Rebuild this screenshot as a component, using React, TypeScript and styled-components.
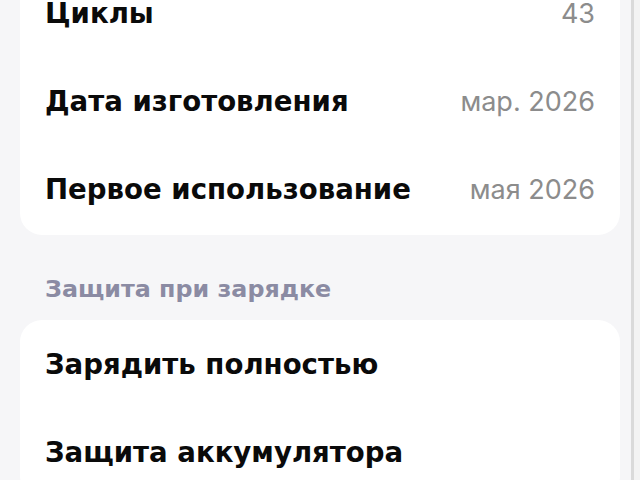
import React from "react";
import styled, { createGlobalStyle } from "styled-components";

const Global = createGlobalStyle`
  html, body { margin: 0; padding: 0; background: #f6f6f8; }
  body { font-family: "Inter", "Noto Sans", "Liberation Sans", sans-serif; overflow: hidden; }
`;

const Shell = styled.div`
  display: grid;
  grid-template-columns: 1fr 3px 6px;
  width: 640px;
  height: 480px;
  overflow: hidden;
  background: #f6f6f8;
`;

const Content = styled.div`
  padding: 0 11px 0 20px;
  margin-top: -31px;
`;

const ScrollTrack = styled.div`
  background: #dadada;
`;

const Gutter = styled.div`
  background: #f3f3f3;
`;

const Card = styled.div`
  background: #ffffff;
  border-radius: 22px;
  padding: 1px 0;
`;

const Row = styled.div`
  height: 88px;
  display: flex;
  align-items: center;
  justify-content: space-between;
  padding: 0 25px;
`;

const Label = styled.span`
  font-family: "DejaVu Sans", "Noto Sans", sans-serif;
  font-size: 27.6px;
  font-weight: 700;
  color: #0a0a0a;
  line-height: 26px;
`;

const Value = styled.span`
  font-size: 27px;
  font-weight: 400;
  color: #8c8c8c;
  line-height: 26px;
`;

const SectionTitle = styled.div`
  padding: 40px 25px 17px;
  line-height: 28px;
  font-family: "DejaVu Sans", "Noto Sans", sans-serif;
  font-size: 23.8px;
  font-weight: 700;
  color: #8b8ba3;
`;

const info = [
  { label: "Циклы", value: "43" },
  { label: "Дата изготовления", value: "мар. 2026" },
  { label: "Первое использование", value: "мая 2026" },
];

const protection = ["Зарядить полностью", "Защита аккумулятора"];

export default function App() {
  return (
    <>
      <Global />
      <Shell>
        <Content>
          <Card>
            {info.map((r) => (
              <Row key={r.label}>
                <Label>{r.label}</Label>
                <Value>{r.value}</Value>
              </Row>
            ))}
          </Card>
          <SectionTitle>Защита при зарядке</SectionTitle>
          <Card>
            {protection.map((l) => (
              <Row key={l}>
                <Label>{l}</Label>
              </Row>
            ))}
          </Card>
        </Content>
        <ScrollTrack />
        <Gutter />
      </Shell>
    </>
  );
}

______

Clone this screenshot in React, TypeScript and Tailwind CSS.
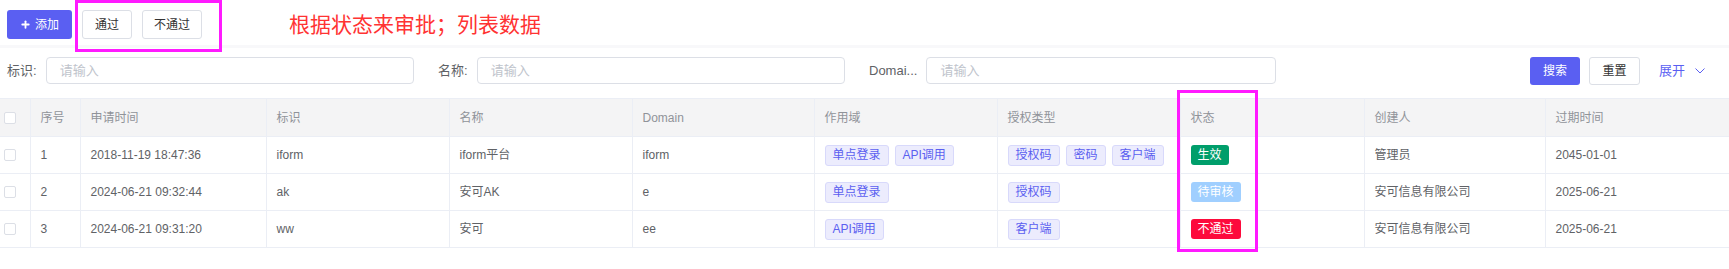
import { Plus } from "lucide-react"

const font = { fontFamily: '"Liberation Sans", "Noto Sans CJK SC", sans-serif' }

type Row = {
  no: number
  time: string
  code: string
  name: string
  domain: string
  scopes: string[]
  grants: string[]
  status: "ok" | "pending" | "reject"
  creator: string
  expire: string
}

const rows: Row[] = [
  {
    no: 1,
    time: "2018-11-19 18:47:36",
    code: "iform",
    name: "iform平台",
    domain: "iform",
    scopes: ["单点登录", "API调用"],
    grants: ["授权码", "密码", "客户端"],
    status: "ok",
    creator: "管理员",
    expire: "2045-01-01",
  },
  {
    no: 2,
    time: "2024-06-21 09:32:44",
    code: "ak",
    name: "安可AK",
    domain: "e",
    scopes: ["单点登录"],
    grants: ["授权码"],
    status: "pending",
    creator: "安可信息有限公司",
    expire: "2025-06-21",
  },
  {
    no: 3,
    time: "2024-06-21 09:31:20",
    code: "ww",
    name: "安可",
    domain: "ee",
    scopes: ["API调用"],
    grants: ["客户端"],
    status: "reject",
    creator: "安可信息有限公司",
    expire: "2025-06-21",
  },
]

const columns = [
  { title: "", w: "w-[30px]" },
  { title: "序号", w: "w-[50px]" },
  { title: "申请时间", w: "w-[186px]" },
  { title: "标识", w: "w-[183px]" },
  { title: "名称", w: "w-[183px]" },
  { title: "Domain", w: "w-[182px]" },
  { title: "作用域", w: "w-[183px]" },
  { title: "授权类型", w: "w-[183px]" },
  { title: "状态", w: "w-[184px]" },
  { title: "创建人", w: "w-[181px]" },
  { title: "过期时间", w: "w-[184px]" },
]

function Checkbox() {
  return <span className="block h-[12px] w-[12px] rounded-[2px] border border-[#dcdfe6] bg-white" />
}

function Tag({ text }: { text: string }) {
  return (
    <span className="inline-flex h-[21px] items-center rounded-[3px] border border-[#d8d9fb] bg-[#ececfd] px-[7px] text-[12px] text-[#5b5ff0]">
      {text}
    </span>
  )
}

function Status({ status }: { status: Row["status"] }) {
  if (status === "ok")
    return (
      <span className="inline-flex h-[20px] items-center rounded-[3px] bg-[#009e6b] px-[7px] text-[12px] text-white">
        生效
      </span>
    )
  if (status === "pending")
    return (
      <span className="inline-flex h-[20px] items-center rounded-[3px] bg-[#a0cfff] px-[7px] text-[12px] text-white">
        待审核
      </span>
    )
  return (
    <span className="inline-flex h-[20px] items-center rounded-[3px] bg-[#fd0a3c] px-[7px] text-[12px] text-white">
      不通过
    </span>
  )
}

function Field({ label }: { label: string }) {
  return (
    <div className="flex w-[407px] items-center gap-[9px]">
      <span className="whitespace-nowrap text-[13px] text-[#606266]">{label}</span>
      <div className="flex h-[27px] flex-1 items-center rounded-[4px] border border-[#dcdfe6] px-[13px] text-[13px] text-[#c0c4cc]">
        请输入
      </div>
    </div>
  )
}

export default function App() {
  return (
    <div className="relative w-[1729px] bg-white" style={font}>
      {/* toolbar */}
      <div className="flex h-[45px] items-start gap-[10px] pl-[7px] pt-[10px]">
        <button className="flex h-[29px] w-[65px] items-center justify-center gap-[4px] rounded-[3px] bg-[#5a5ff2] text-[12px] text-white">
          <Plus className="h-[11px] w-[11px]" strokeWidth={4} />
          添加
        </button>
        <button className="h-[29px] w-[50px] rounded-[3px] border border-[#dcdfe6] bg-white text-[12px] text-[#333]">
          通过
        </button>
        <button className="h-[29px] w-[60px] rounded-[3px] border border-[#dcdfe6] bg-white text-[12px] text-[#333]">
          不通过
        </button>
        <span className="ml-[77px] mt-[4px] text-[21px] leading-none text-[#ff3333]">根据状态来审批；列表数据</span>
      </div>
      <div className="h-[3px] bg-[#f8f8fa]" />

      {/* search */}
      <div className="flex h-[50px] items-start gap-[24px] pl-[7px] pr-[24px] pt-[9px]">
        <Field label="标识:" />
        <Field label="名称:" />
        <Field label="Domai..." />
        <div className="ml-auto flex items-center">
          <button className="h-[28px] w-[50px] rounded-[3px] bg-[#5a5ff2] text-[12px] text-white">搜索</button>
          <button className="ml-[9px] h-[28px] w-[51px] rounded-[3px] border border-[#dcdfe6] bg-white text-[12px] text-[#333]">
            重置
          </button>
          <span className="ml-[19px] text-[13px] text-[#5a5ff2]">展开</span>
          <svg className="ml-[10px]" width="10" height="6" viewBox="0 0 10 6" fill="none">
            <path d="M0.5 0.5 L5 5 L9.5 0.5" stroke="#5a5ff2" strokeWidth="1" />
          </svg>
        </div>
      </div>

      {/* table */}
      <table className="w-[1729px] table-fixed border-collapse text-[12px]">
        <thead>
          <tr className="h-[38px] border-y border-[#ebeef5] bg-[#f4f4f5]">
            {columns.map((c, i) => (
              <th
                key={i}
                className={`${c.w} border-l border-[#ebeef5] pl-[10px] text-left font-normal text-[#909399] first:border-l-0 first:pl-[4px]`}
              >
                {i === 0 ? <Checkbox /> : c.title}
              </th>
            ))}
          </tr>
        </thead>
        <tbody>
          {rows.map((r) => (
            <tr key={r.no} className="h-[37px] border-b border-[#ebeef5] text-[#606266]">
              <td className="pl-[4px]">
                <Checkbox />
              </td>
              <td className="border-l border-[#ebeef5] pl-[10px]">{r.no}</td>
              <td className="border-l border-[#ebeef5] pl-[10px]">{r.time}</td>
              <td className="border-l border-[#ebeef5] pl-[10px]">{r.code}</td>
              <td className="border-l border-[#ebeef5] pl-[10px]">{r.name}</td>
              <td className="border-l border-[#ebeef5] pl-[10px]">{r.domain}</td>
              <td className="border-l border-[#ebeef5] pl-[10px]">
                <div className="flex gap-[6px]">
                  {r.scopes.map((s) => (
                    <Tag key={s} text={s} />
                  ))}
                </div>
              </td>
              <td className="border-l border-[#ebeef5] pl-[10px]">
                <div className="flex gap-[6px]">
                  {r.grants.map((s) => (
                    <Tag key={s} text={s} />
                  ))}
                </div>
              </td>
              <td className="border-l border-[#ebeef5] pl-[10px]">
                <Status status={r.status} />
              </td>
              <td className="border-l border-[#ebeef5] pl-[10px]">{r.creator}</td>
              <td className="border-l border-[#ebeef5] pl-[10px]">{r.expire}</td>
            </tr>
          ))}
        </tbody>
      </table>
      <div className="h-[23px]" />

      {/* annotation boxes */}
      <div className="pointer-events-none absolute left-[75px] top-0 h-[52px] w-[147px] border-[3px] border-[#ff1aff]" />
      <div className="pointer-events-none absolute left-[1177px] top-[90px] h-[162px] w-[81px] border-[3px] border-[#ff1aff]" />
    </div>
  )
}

______

• [What you should do]: Extract all lines of the records above that include "screenshot".

• [Problem solution]:
Rebuild this screenshot as a component, using React, TypeScript and styled-components.
Clone this screenshot in React, TypeScript and Tailwind CSS.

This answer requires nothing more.